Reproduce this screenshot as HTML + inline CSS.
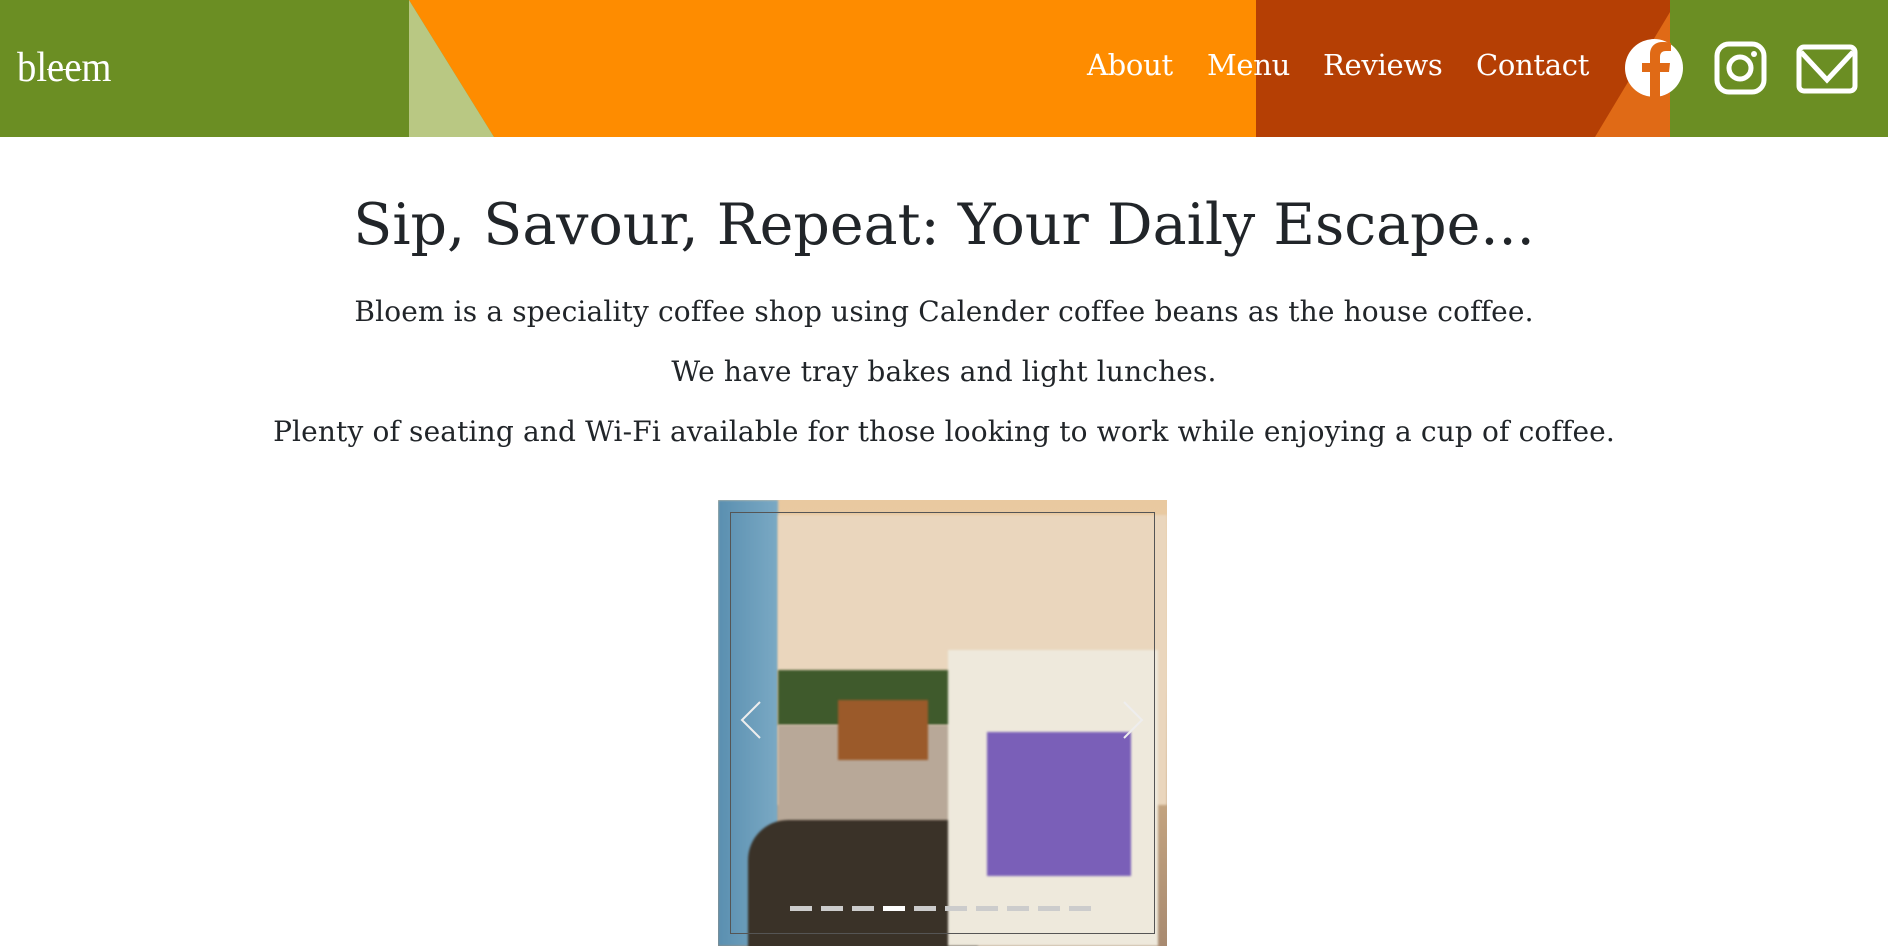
<!DOCTYPE html>
<html><head><meta charset="utf-8"><style>
*{margin:0;padding:0;box-sizing:border-box}
body{width:1888px;height:946px;overflow:hidden;background:#fff;font-family:"DejaVu Serif","Liberation Serif",serif;color:#212529}
.hdr{position:absolute;left:0;top:0;width:1888px;height:137px}
.logo{position:absolute;left:17px;top:44px;font-family:"Liberation Serif",serif;font-size:42px;color:#fff;transform:scaleX(0.92);transform-origin:left;letter-spacing:0px}
.nav{position:absolute;top:48px;font-size:29px;color:#fff;font-family:"DejaVu Serif",serif;letter-spacing:-0.3px}
h1{position:absolute;left:0;width:1888px;top:192px;text-align:center;font-weight:400;font-size:57px;letter-spacing:0px}
p{position:absolute;left:0;width:1888px;text-align:center;font-size:28px;letter-spacing:0.15px}
.img{position:absolute;left:718px;top:500px;width:449px;height:446px;overflow:hidden;
background:linear-gradient(180deg,#e9c9a0 0%,#e8cfad 40%,#c8a882 62%,#a88a70 100%)}
.img>div{filter:blur(1px)}
</style></head><body>
<svg class="hdr" width="1888" height="137" viewBox="0 0 1888 137">
<rect width="1888" height="137" fill="#6b8e23"/>
<polygon points="409,0 1256,0 1256,137 494,137" fill="#fe8c00"/>
<polygon points="409,0 494,137 409,137" fill="#b9c883"/>
<rect x="1256" y="0" width="414" height="137" fill="#b53f04"/>
<polygon points="1670,12 1670,137 1595,137" fill="#e06a16"/>
<rect x="1670" y="0" width="218" height="137" fill="#6b8e23"/>
<circle cx="1654" cy="68" r="29" fill="#fff"/>
<path d="M1660 98 V72 H1669 L1670 63 H1660 V57 C1660 53 1662 51 1666 51 H1671 V43 C1668 42 1665 42 1662 42 C1655 42 1650 47 1650 54 V63 H1642 V72 H1650 V98 Z" fill="#e06a16"/>
<rect x="1717" y="44" width="47" height="48" rx="12" fill="none" stroke="#fff" stroke-width="5"/>
<circle cx="1740" cy="68" r="11" fill="none" stroke="#fff" stroke-width="5"/>
<circle cx="1754" cy="54" r="3" fill="#fff"/>
<rect x="1799" y="47" width="56" height="44" rx="5" fill="none" stroke="#fff" stroke-width="5"/>
<path d="M1801 52 L1827 80 L1853 52" fill="none" stroke="#fff" stroke-width="5"/>
</svg>
<div class="logo">bl<span style="text-decoration:line-through;text-decoration-thickness:1px">ee</span>m</div>
<div class="nav" style="left:1087px">About</div>
<div class="nav" style="left:1207px">Menu</div>
<div class="nav" style="left:1323px">Reviews</div>
<div class="nav" style="left:1476px">Contact</div>
<h1>Sip, Savour, Repeat: Your Daily Escape...</h1>
<p style="top:295px">Bloem is a speciality coffee shop using Calender coffee beans as the house coffee.</p>
<p style="top:355px">We have tray bakes and light lunches.</p>
<p style="top:415px">Plenty of seating and Wi-Fi available for those looking to work while enjoying a cup of coffee.</p>
<div class="img">
<div style="position:absolute;left:0;top:0;width:60px;height:446px;background:linear-gradient(90deg,#5a8fb0,#7aa9c4)"></div>
<div style="position:absolute;left:60px;top:15px;width:389px;height:290px;background:#ead6bd"></div>
<div style="position:absolute;left:60px;top:170px;width:250px;height:55px;background:#3f5a2c"></div>
<div style="position:absolute;left:60px;top:225px;width:250px;height:120px;background:#b8a898"></div>
<div style="position:absolute;left:120px;top:200px;width:90px;height:60px;background:#9b5a2a"></div>
<div style="position:absolute;left:30px;top:320px;width:230px;height:130px;background:#3a3228;border-radius:40px 20px 0 0"></div>
<div style="position:absolute;left:230px;top:150px;width:210px;height:296px;background:#eee9dc"></div>
<div style="position:absolute;left:269px;top:232px;width:144px;height:144px;background:#7a5fb8"></div>
<div style="position:absolute;left:12px;top:12px;width:425px;height:422px;border:1px solid #555;filter:none"></div>
<div style="position:absolute;left:72px;top:406px;display:flex;gap:9px;filter:none">
<i style="width:22px;height:5px;background:#ccc"></i><i style="width:22px;height:5px;background:#ccc"></i><i style="width:22px;height:5px;background:#ccc"></i><i style="width:22px;height:5px;background:#fff"></i><i style="width:22px;height:5px;background:#ccc"></i><i style="width:22px;height:5px;background:#ccc"></i><i style="width:22px;height:5px;background:#ccc"></i><i style="width:22px;height:5px;background:#ccc"></i><i style="width:22px;height:5px;background:#ccc"></i><i style="width:22px;height:5px;background:#ccc"></i>
</div>
<svg style="position:absolute;left:20px;top:200px" width="30" height="40"><path d="M22 2 L4 20 L22 38" fill="none" stroke="#eee" stroke-width="2"/></svg>
<svg style="position:absolute;left:400px;top:200px" width="30" height="40"><path d="M6 2 L24 20 L6 38" fill="none" stroke="#eee" stroke-width="2"/></svg>
</div>
</body></html>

____________________

Write the full listing out again with every line unchanged, but include no pictures.

*Finished task*:
Reproduce this screenshot as HTML + inline CSS.
<!DOCTYPE html>
<html><head><meta charset="utf-8"><style>
*{margin:0;padding:0;box-sizing:border-box}
body{width:1888px;height:946px;overflow:hidden;background:#fff;font-family:"DejaVu Serif","Liberation Serif",serif;color:#212529}
.hdr{position:absolute;left:0;top:0;width:1888px;height:137px}
.logo{position:absolute;left:17px;top:44px;font-family:"Liberation Serif",serif;font-size:42px;color:#fff;transform:scaleX(0.92);transform-origin:left;letter-spacing:0px}
.nav{position:absolute;top:48px;font-size:29px;color:#fff;font-family:"DejaVu Serif",serif;letter-spacing:-0.3px}
h1{position:absolute;left:0;width:1888px;top:192px;text-align:center;font-weight:400;font-size:57px;letter-spacing:0px}
p{position:absolute;left:0;width:1888px;text-align:center;font-size:28px;letter-spacing:0.15px}
.img{position:absolute;left:718px;top:500px;width:449px;height:446px;overflow:hidden;
background:linear-gradient(180deg,#e9c9a0 0%,#e8cfad 40%,#c8a882 62%,#a88a70 100%)}
.img>div{filter:blur(1px)}
</style></head><body>
<svg class="hdr" width="1888" height="137" viewBox="0 0 1888 137">
<rect width="1888" height="137" fill="#6b8e23"/>
<polygon points="409,0 1256,0 1256,137 494,137" fill="#fe8c00"/>
<polygon points="409,0 494,137 409,137" fill="#b9c883"/>
<rect x="1256" y="0" width="414" height="137" fill="#b53f04"/>
<polygon points="1670,12 1670,137 1595,137" fill="#e06a16"/>
<rect x="1670" y="0" width="218" height="137" fill="#6b8e23"/>
<circle cx="1654" cy="68" r="29" fill="#fff"/>
<path d="M1660 98 V72 H1669 L1670 63 H1660 V57 C1660 53 1662 51 1666 51 H1671 V43 C1668 42 1665 42 1662 42 C1655 42 1650 47 1650 54 V63 H1642 V72 H1650 V98 Z" fill="#e06a16"/>
<rect x="1717" y="44" width="47" height="48" rx="12" fill="none" stroke="#fff" stroke-width="5"/>
<circle cx="1740" cy="68" r="11" fill="none" stroke="#fff" stroke-width="5"/>
<circle cx="1754" cy="54" r="3" fill="#fff"/>
<rect x="1799" y="47" width="56" height="44" rx="5" fill="none" stroke="#fff" stroke-width="5"/>
<path d="M1801 52 L1827 80 L1853 52" fill="none" stroke="#fff" stroke-width="5"/>
</svg>
<div class="logo">bl<span style="text-decoration:line-through;text-decoration-thickness:1px">ee</span>m</div>
<div class="nav" style="left:1087px">About</div>
<div class="nav" style="left:1207px">Menu</div>
<div class="nav" style="left:1323px">Reviews</div>
<div class="nav" style="left:1476px">Contact</div>
<h1>Sip, Savour, Repeat: Your Daily Escape...</h1>
<p style="top:295px">Bloem is a speciality coffee shop using Calender coffee beans as the house coffee.</p>
<p style="top:355px">We have tray bakes and light lunches.</p>
<p style="top:415px">Plenty of seating and Wi-Fi available for those looking to work while enjoying a cup of coffee.</p>
<div class="img">
<div style="position:absolute;left:0;top:0;width:60px;height:446px;background:linear-gradient(90deg,#5a8fb0,#7aa9c4)"></div>
<div style="position:absolute;left:60px;top:15px;width:389px;height:290px;background:#ead6bd"></div>
<div style="position:absolute;left:60px;top:170px;width:250px;height:55px;background:#3f5a2c"></div>
<div style="position:absolute;left:60px;top:225px;width:250px;height:120px;background:#b8a898"></div>
<div style="position:absolute;left:120px;top:200px;width:90px;height:60px;background:#9b5a2a"></div>
<div style="position:absolute;left:30px;top:320px;width:230px;height:130px;background:#3a3228;border-radius:40px 20px 0 0"></div>
<div style="position:absolute;left:230px;top:150px;width:210px;height:296px;background:#eee9dc"></div>
<div style="position:absolute;left:269px;top:232px;width:144px;height:144px;background:#7a5fb8"></div>
<div style="position:absolute;left:12px;top:12px;width:425px;height:422px;border:1px solid #555;filter:none"></div>
<div style="position:absolute;left:72px;top:406px;display:flex;gap:9px;filter:none">
<i style="width:22px;height:5px;background:#ccc"></i><i style="width:22px;height:5px;background:#ccc"></i><i style="width:22px;height:5px;background:#ccc"></i><i style="width:22px;height:5px;background:#fff"></i><i style="width:22px;height:5px;background:#ccc"></i><i style="width:22px;height:5px;background:#ccc"></i><i style="width:22px;height:5px;background:#ccc"></i><i style="width:22px;height:5px;background:#ccc"></i><i style="width:22px;height:5px;background:#ccc"></i><i style="width:22px;height:5px;background:#ccc"></i>
</div>
<svg style="position:absolute;left:20px;top:200px" width="30" height="40"><path d="M22 2 L4 20 L22 38" fill="none" stroke="#eee" stroke-width="2"/></svg>
<svg style="position:absolute;left:400px;top:200px" width="30" height="40"><path d="M6 2 L24 20 L6 38" fill="none" stroke="#eee" stroke-width="2"/></svg>
</div>
</body></html>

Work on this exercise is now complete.